Who would Gardner vote for the smartest player on the team? He went with the man in the middle who knows a lot about the one subject that matters most.

"I'm going to go with Jason Kelce," Gardner said. "Is there one subject that he seems to know a lot about, more than anything else? Football."

Spoken like a true scholar.

Ivy League Eagles

After conducting this locker room survey, I set out to do some research on Ivy Leaguers who have played in an Eagles uniform throughout the team's history. Here are the results:

Harvard: Zero players

Yale: TE John Spagnola (1979-87)

Cornell: E Kirk Hershey (1941), B Mort Landsberg (1941), G/T Tom McHale (1993-94), G Harry Schaub (1935), G Frank Wydo (1952, 1957)

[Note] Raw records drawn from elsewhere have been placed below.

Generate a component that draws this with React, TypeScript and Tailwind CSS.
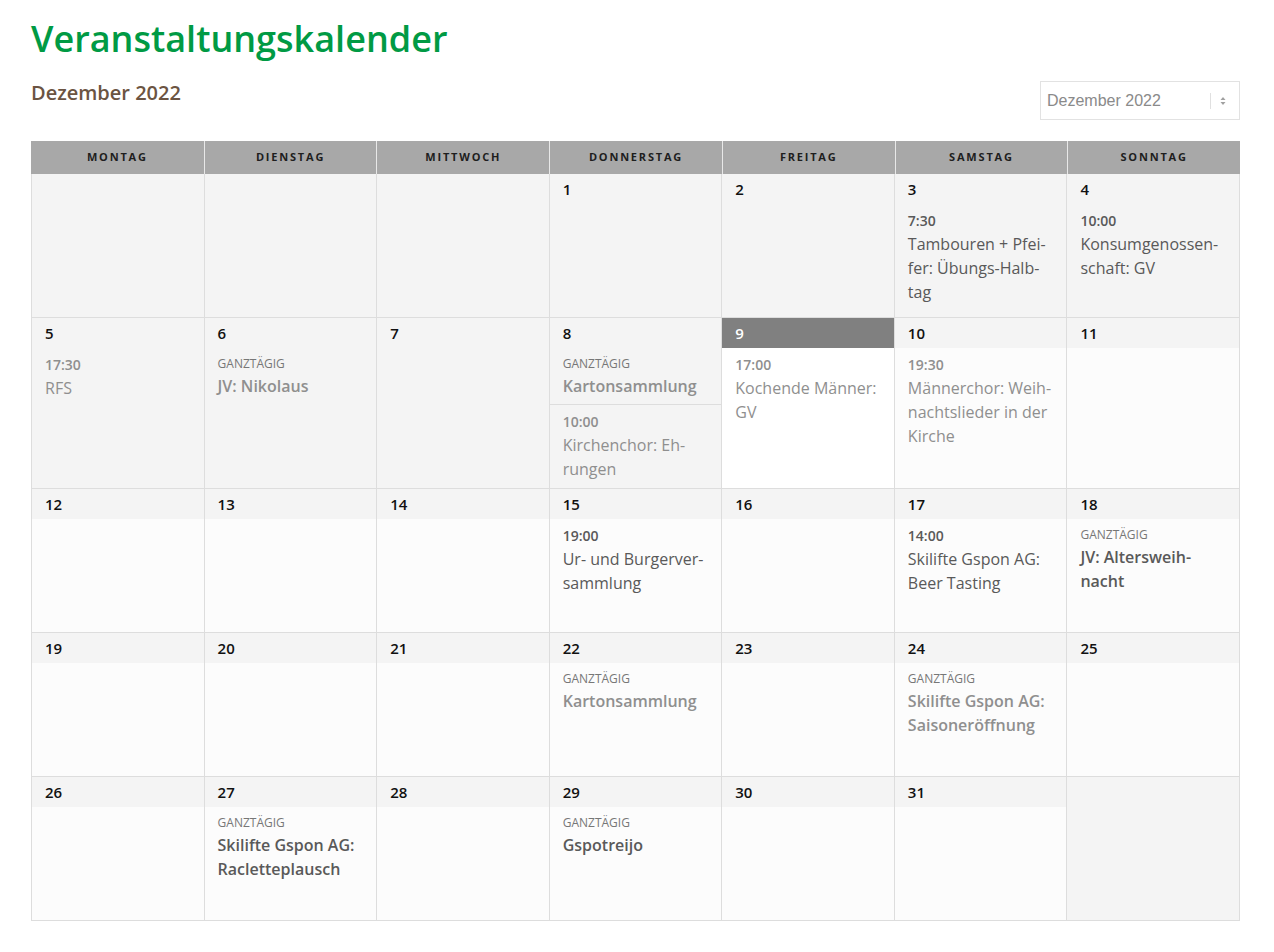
type Ev = { time?: string; allDay?: boolean; lines: string[]; light?: boolean };
type Day = { n?: number; state: "past" | "today" | "future" | "empty"; events?: Ev[] };

const weekdays = ["Montag", "Dienstag", "Mittwoch", "Donnerstag", "Freitag", "Samstag", "Sonntag"];

const weeks: { h: string; days: Day[] }[] = [
  {
    h: "h-[144px]",
    days: [
      { state: "empty" },
      { state: "empty" },
      { state: "empty" },
      { n: 1, state: "past" },
      { n: 2, state: "past" },
      { n: 3, state: "past", events: [{ time: "7:30", lines: ["Tambouren + Pfei-", "fer: Übungs-Halb-", "tag"] }] },
      { n: 4, state: "past", events: [{ time: "10:00", lines: ["Konsumgenossen-", "schaft: GV"] }] },
    ],
  },
  {
    h: "h-[171px]",
    days: [
      { n: 5, state: "past", events: [{ time: "17:30", lines: ["RFS"], light: true }] },
      { n: 6, state: "past", events: [{ allDay: true, lines: ["JV: Nikolaus"], light: true }] },
      { n: 7, state: "past" },
      {
        n: 8,
        state: "past",
        events: [
          { allDay: true, lines: ["Kartonsammlung"], light: true },
          { time: "10:00", lines: ["Kirchenchor: Eh-", "rungen"], light: true },
        ],
      },
      { n: 9, state: "today", events: [{ time: "17:00", lines: ["Kochende Männer:", "GV"], light: true }] },
      { n: 10, state: "future", events: [{ time: "19:30", lines: ["Männerchor: Weih-", "nachtslieder in der", "Kirche"], light: true }] },
      { n: 11, state: "future" },
    ],
  },
  {
    h: "h-[144px]",
    days: [
      { n: 12, state: "future" },
      { n: 13, state: "future" },
      { n: 14, state: "future" },
      { n: 15, state: "future", events: [{ time: "19:00", lines: ["Ur- und Burgerver-", "sammlung"] }] },
      { n: 16, state: "future" },
      { n: 17, state: "future", events: [{ time: "14:00", lines: ["Skilifte Gspon AG:", "Beer Tasting"] }] },
      { n: 18, state: "future", events: [{ allDay: true, lines: ["JV: Altersweih-", "nacht"] }] },
    ],
  },
  {
    h: "h-[144px]",
    days: [
      { n: 19, state: "future" },
      { n: 20, state: "future" },
      { n: 21, state: "future" },
      { n: 22, state: "future", events: [{ allDay: true, lines: ["Kartonsammlung"], light: true }] },
      { n: 23, state: "future" },
      { n: 24, state: "future", events: [{ allDay: true, lines: ["Skilifte Gspon AG:", "Saisoneröffnung"], light: true }] },
      { n: 25, state: "future" },
    ],
  },
  {
    h: "h-[144px]",
    days: [
      { n: 26, state: "future" },
      { n: 27, state: "future", events: [{ allDay: true, lines: ["Skilifte Gspon AG:", "Racletteplausch"] }] },
      { n: 28, state: "future" },
      { n: 29, state: "future", events: [{ allDay: true, lines: ["Gspotreijo"] }] },
      { n: 30, state: "future" },
      { n: 31, state: "future" },
      { state: "empty" },
    ],
  },
];

function Event({ ev }: { ev: Ev }) {
  const color = ev.light ? "text-[#8f8f8f]" : "text-[#595959]";
  return (
    <div className="px-[13px] pt-[6px] pb-[6px]">
      {ev.allDay ? (
        <div className="text-[12px] leading-[20px] uppercase text-[#777]">Ganztägig</div>
      ) : (
        <div className={`text-[14px] leading-[22px] font-semibold ${color}`}>{ev.time}</div>
      )}
      <div className={`text-[16px] leading-[24px] ${ev.allDay ? "font-semibold" : ""} ${color}`}>
        {ev.lines.map((l, i) => (
          <div key={i}>{l}</div>
        ))}
      </div>
    </div>
  );
}

function Cell({ day }: { day: Day }) {
  if (day.state === "empty") {
    return <div className="bg-[#f4f4f4] border-r border-b border-[#dddddd]" />;
  }
  const bodyBg = day.state === "past" ? "bg-[#f4f4f4]" : day.state === "today" ? "bg-white" : "bg-[#fcfcfc]";
  const stripBg = day.state === "today" ? "bg-[#808080] text-white" : "bg-[#f4f4f4] text-[#111]";
  return (
    <div className={`flex flex-col border-r border-b border-[#dddddd] ${bodyBg}`}>
      <div className={`h-[30px] px-[13px] flex items-center text-[15px] font-semibold ${stripBg}`}>{day.n}</div>
      {day.events?.map((ev, i) => (
        <div key={i} className={i > 0 ? "border-t border-[#dddddd]" : ""}>
          <Event ev={ev} />
        </div>
      ))}
    </div>
  );
}

export default function App() {
  return (
    <div className="min-h-screen bg-white font-['Open_Sans',sans-serif] px-[31px] pt-[14px]">
      <h1 className="text-[36px] leading-[50px] font-semibold text-[#009a44]">Veranstaltungskalender</h1>

      <div className="flex justify-between items-start mt-[17px] w-[1209px]">
        <h2 className="text-[20px] leading-[26px] font-semibold text-[#6b5442] mt-[-1px]">Dezember 2022</h2>
        <div className="w-[200px] h-[39px] border border-[#e2e2e2] bg-white flex items-center pl-[6px] pr-[10px]">
          <span className="flex-1 text-[16px] text-[#8a8a8a] font-['Liberation_Sans',sans-serif]">Dezember 2022</span>
          <span className="w-px h-[16px] bg-[#e0e0e0] mr-[8px]" />
          <svg width="8" height="10" viewBox="0 0 8 10" className="mr-[2px]">
            <path d="M4 1 L6.5 4 L1.5 4 Z" fill="#a0a0a0" />
            <path d="M4 9 L6.5 6 L1.5 6 Z" fill="#a0a0a0" />
          </svg>
        </div>
      </div>

      <div className="mt-[21px] w-[1209px]">
        <div className="grid grid-cols-7 bg-[#a8a8a8] h-[33px]">
          {weekdays.map((w) => (
            <div
              key={w}
              className="flex items-center justify-center border-l border-[#e8e8e8] first:border-l-0 text-[11px] font-bold uppercase tracking-[1.8px] text-[#1e1e1e]"
            >
              {w}
            </div>
          ))}
        </div>
        <div className="border-l border-[#dddddd]">
          {weeks.map((wk, i) => (
            <div key={i} className={`grid grid-cols-7 ${wk.h}`}>
              {wk.days.map((d, j) => (
                <Cell key={j} day={d} />
              ))}
            </div>
          ))}
        </div>
      </div>
    </div>
  );
}
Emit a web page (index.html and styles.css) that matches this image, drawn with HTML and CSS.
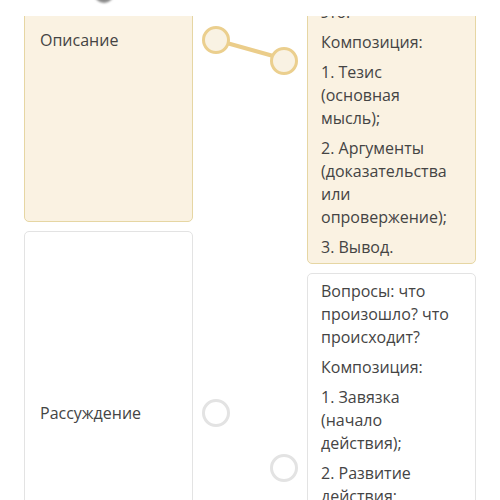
FILE: index.html
```html
<!DOCTYPE html>
<html lang="ru">
<head>
<meta charset="utf-8">
<link rel="stylesheet" href="styles.css">
</head>
<body>
<div class="header"><span class="header-blob"></span></div>
<div class="viewport">
  <div class="board">
    <svg class="links" width="500" height="900" viewBox="0 0 500 900">
      <line x1="216" y1="182" x2="284" y2="201" stroke="#ebcd8a" stroke-width="4" stroke-linecap="round"/>
    </svg>
    <div class="col col-left">
      <div class="item">
        <div class="card card-left selected"><p>Описание</p></div>
        <span class="dot dot-selected"></span>
      </div>
      <div class="item">
        <div class="card card-left"><p>Рассуждение</p></div>
        <span class="dot"></span>
      </div>
    </div>
    <div class="col col-right">
      <div class="item">
        <span class="dot dot-selected"></span>
        <div class="card card-right selected">
          <p>Вопросы: почему?</p>
          <p>Что из этого следует?</p>
          <p>Цель: доказать</p>
          <p>это.</p>
          <p>Композиция:</p>
          <p>1. Тезис (основная мысль);</p>
          <p>2. Аргументы (доказательства или опровержение);</p>
          <p>3. Вывод.</p>
        </div>
      </div>
      <div class="item">
        <span class="dot"></span>
        <div class="card card-right">
          <p>Вопросы: что произошло? что происходит?</p>
          <p>Композиция:</p>
          <p>1. Завязка (начало действия);</p>
          <p>2. Развитие действия;</p>
          <p>3. Кульминация (самый напряжённый момент);</p>
          <p>4. Развязка.</p>
        </div>
      </div>
    </div>
  </div>
</div>
</body>
</html>
```
FILE: styles.css
```css
* { box-sizing: border-box; }
html, body { margin: 0; padding: 0; background: #fff; }
body {
  font-family: "Open Sans", "Noto Sans", sans-serif;
  font-size: 16px;
  line-height: 23px;
  color: #444;
  width: 500px;
  height: 500px;
  overflow: hidden;
}
.header {
  height: 16px;
  background: #fff;
  position: relative;
  z-index: 2;
}
.header-blob {
  position: absolute;
  left: 94px;
  top: -17px;
  width: 20px;
  height: 20px;
  border-radius: 50%;
  background: #8a8a8a;
  filter: blur(1.2px);
}
.viewport {
  height: 484px;
  overflow: hidden;
}
.board {
  position: relative;
  display: flex;
  gap: 40px;
  padding-left: 24px;
  margin-top: -158px;
}
.links {
  position: absolute;
  left: 0;
  top: 0;
  z-index: 0;
}
.col {
  display: flex;
  flex-direction: column;
  gap: 9px;
  position: relative;
  z-index: 1;
}
.item {
  display: flex;
  align-items: center;
  gap: 9px;
}
.card {
  width: 169px;
  border: 1px solid #e3e3e3;
  border-radius: 5px;
  background: #fff;
}
.card.selected {
  background: #faf2e2;
  border-color: #e6d6a3;
}
.card-left {
  height: 364px;
  display: flex;
  align-items: center;
  padding: 0 15px;
}
.card-right {
  padding: 6px 13px 4px;
  display: flex;
  flex-direction: column;
  gap: 7px;
}
.card-right:last-child {
  min-height: 390px;
}
p { margin: 0; }
.dot {
  flex: none;
  width: 28px;
  height: 28px;
  border-radius: 50%;
  border: 3px solid #e3e3e3;
  background: #fff;
}
.dot-selected {
  border-color: #ebcf8e;
  background: #f9f2e3;
}
```
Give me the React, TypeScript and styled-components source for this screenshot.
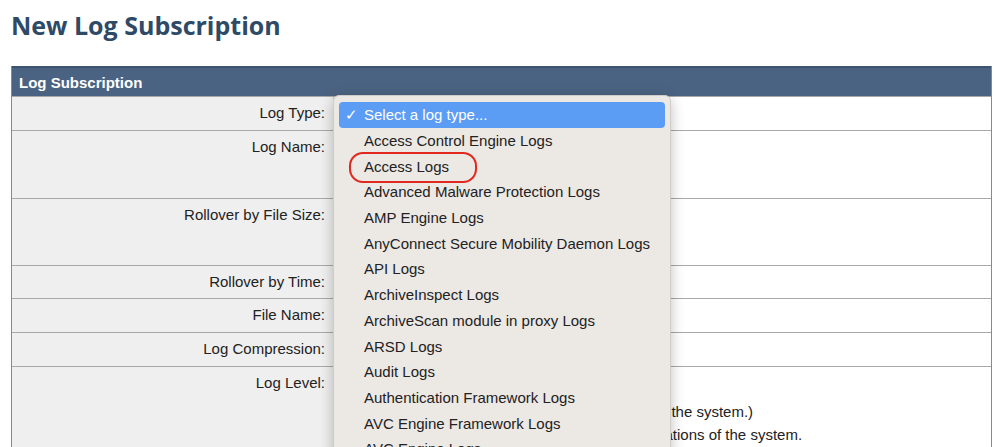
import styled, { createGlobalStyle } from 'styled-components';

const Global = createGlobalStyle`
  body { margin: 0; background: #fff; font-family: "Liberation Sans", Arial, sans-serif; }
`;

const Page = styled.div`
  padding: 8px 8px 0 11px;
  position: relative;
  height: 447px;
  overflow: hidden;
  box-sizing: border-box;
`;

const Title = styled.h1`
  margin: 0 0 24px;
  font-family: "Open Sans", sans-serif;
  font-size: 25px;
  font-weight: 700;
  color: #2e4a66;
`;

const Table = styled.div`
  width: 979px;
  border: 1px solid #8a8a8a;
  border-top: 0;
`;

const Header = styled.div`
  height: 28px;
  background: #4b6382;
  color: #fff;
  font-weight: 700;
  font-size: 15px;
  display: flex;
  align-items: center;
  padding-left: 7px;
  border-top: 2px solid #3d536f;
`;

const Row = styled.div<{ h: number }>`
  display: grid;
  grid-template-columns: 322px 1fr;
  height: ${p => p.h}px;
  border-top: 1px solid #a8a8a8;
  &:first-of-type { border-top: 0; }
`;

const Label = styled.div`
  background: #efefef;
  text-align: right;
  padding: 7px 8px 0 0;
  font-size: 15px;
  color: #222;
  border-right: 1px solid #c8c8c8;
`;

const Value = styled.div`
  padding: 10px 0 0 339px;
  font-size: 15px;
  line-height: 23px;
  color: #222;
  white-space: nowrap;
  margin-left: -322px;
  overflow: hidden;
`;

const Menu = styled.div`
  position: absolute;
  left: 333px;
  top: 95px;
  width: 338px;
  height: 380px;
  background: #ece8e4;
  border: 1px solid #d0ccc8;
  border-radius: 6px;
  box-shadow: 0 4px 14px rgba(0,0,0,0.25);
  padding: 6px 5px;
  box-sizing: border-box;
  font-size: 15px;
  color: #222;
`;

const Item = styled.div<{ selected?: boolean }>`
  height: 25.7px;
  display: flex;
  align-items: center;
  padding-left: ${p => (p.selected ? '6px' : '25px')};
  border-radius: 4px;
  background: ${p => (p.selected ? '#5b9df5' : 'transparent')};
  color: ${p => (p.selected ? '#fff' : '#222')};
  position: relative;
`;

const Check = styled.span`
  width: 19px;
`;

const Ring = styled.span`
  position: absolute;
  left: 10px;
  top: -1px;
  width: 124px;
  height: 27px;
  border: 2px solid #e0281f;
  border-radius: 14px;
`;

const items = [
  'Access Control Engine Logs',
  'Access Logs',
  'Advanced Malware Protection Logs',
  'AMP Engine Logs',
  'AnyConnect Secure Mobility Daemon Logs',
  'API Logs',
  'ArchiveInspect Logs',
  'ArchiveScan module in proxy Logs',
  'ARSD Logs',
  'Audit Logs',
  'Authentication Framework Logs',
  'AVC Engine Framework Logs',
  'AVC Engine Logs',
];

const rows: [string, number][] = [
  ['Log Type:', 33],
  ['Log Name:', 67],
  ['Rollover by File Size:', 66],
  ['Rollover by Time:', 32],
  ['File Name:', 33],
  ['Log Compression:', 33],
];

export default function App() {
  return (
    <>
      <Global />
      <Page>
        <Title>New Log Subscription</Title>
        <Table>
          <Header>Log Subscription</Header>
          {rows.map(([l, h]) => (
            <Row key={l} h={h}>
              <Label>{l}</Label>
              <div />
            </Row>
          ))}
          <Row h={120}>
            <Label>Log Level:</Label>
            <Value>
              Critical: (Only errors are logged.)<br />
              Warning: (Only warnings and errors reported by the system.)<br />
              Information: (Records the normal flow and operations of the system.
            </Value>
          </Row>
        </Table>
        <Menu>
          <Item selected><Check>✓</Check>Select a log type...</Item>
          {items.map(t => (
            <Item key={t}>
              {t === 'Access Logs' && <Ring />}
              {t}
            </Item>
          ))}
        </Menu>
      </Page>
    </>
  );
}
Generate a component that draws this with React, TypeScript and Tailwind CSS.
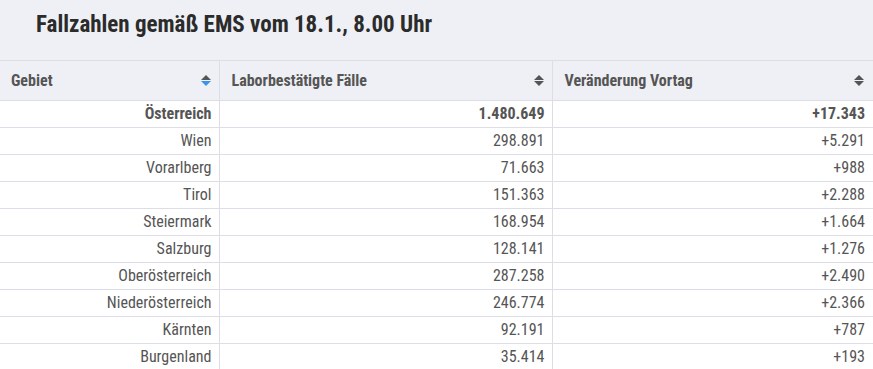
import React from 'react';

type Row = { name: string; cases: string; change: string; bold?: boolean };

const rows: Row[] = [
    { name: 'Österreich', cases: '1.480.649', change: '+17.343', bold: true },
    { name: 'Wien', cases: '298.891', change: '+5.291' },
    { name: 'Vorarlberg', cases: '71.663', change: '+988' },
    { name: 'Tirol', cases: '151.363', change: '+2.288' },
    { name: 'Steiermark', cases: '168.954', change: '+1.664' },
    { name: 'Salzburg', cases: '128.141', change: '+1.276' },
    { name: 'Oberösterreich', cases: '287.258', change: '+2.490' },
    { name: 'Niederösterreich', cases: '246.774', change: '+2.366' },
    { name: 'Kärnten', cases: '92.191', change: '+787' },
    { name: 'Burgenland', cases: '35.414', change: '+193' },
];

function SortIcon({ active }: { active?: boolean }) {
    return (
        <svg width="10" height="11" viewBox="0 0 10 11" className="shrink-0">
            <polygon points="5,0 10,5 0,5" fill="#555555" />
            <polygon
                points="0,6 10,6 5,11"
                fill={active ? '#3b94e8' : '#555555'}
            />
        </svg>
    );
}

function HeadCell({
    label,
    active,
    className,
}: {
    label: string;
    active?: boolean;
    className?: string;
}) {
    return (
        <th
            className={`h-[40px] border-r border-[#dcdde6] p-0 text-left font-bold ${className ?? ''}`}
        >
            <div className="flex items-center justify-between pr-[8px]">
                <span>{label}</span>
                <SortIcon active={active} />
            </div>
        </th>
    );
}

export default function App() {
    return (
        <div className="h-[369px] w-[873px] overflow-hidden bg-white font-['Roboto_Condensed','Liberation_Sans',sans-serif] text-[16px] text-[#555555]">
            {/* Title */}
            <div className="h-[60px] bg-[#eef0f5] pt-[8px] pl-[36px]">
                <h1 className="text-[23px] leading-[34px] font-bold text-[#2b2b2b]">
                    Fallzahlen gemäß EMS vom 18.1., 8.00 Uhr
                </h1>
            </div>

            <table className="w-full table-fixed border-collapse">
                <colgroup>
                    <col className="w-[219px]" />
                    <col className="w-[333px]" />
                    <col />
                </colgroup>
                <thead>
                    <tr className="border-y border-[#dcdde6] bg-[#eff0f5]">
                        <HeadCell label="Gebiet" active className="[&>div]:pl-[11px]" />
                        <HeadCell label="Laborbestätigte Fälle" className="[&>div]:pl-[12px]" />
                        <HeadCell label="Veränderung Vortag" className="border-r-0 [&>div]:pl-[12px] [&>div]:pr-[9px]" />
                    </tr>
                </thead>
                <tbody>
                    {rows.map((r) => (
                        <tr
                            key={r.name}
                            className={`h-[27px] border-b border-[#dcdde6] leading-[26px] ${r.bold ? 'font-bold' : ''}`}
                        >
                            <td className="border-r border-[#dcdde6] p-0 pr-[7px] text-right">
                                {r.name}
                            </td>
                            <td className="border-r border-[#dcdde6] p-0 pr-[7px] text-right">
                                {r.cases}
                            </td>
                            <td className="p-0 pr-[8px] text-right">{r.change}</td>
                        </tr>
                    ))}
                </tbody>
            </table>
        </div>
    );
}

Brown: B Irv Hall (1942), WR Sean Morey (2001, 2003), E Robert Priestly (1942)

  • The Eagles have had 17 players with the last name Brown, highlighted by the great Jerome Brown, Na Brown and most recently Ronnie Brown.

Dartmouth: QB Jay Fiedler (1994-95), QB Jeff Kemp (1991), E Robert Krieger (1941, 1946)

Pennsylvania: Ten Players, highlighted by perhaps the greatest Eagle of all time, Hall of Famer Chuck Bednarik.

Princeton: QB Bob Holly (1984), Defensive quality control coach Stephen Thomas was the inside linebackers coach at Princeton from 2012-14.

Columbia: Zero players, though Chip Kelly started his collegiate coaching career there, serving as a defensive backs/special teams coach in 1990 and an outside linebackers/strong safeties coach in 1991.